A naive implementation might enter an infinite loop repeatedly scanning source without making progress. This implementation avoids that bug by storing previous_index before each pass and verifying that at least one target character was matched.

Another important case is when the order of characters forces many subsequences. For example:

source = "abc"
target = "cba"

Although all characters exist in source, their required order in target conflicts with the order in source. The algorithm correctly restarts scanning whenever necessary and produces 3.

A third tricky case involves repeated characters.
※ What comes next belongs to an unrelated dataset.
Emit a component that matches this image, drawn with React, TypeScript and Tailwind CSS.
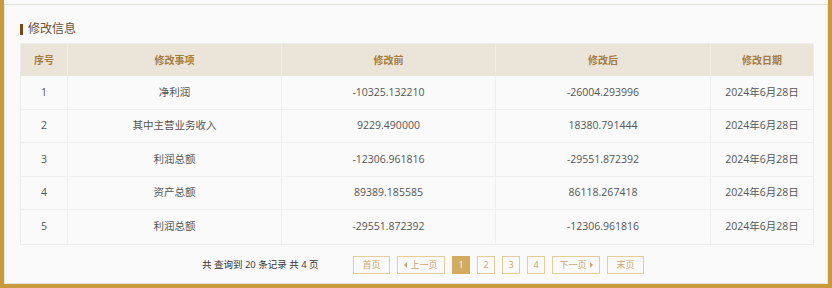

Consider:

source = "a"
target = "aaaaaa"

Each pass through source can match only one character. Some implementations incorrectly assume one pass can reuse characters multiple times. This solution correctly models each subsequence as a single left-to-right traversal of source, so it returns 6.

Another subtle edge case occurs when the entire target can already be formed in one pass. For example:

source = "abcde"
target = "ace"

The algorithm greedily matches all possible characters during the first traversal and correctly returns 1 without unnecessary extra passes.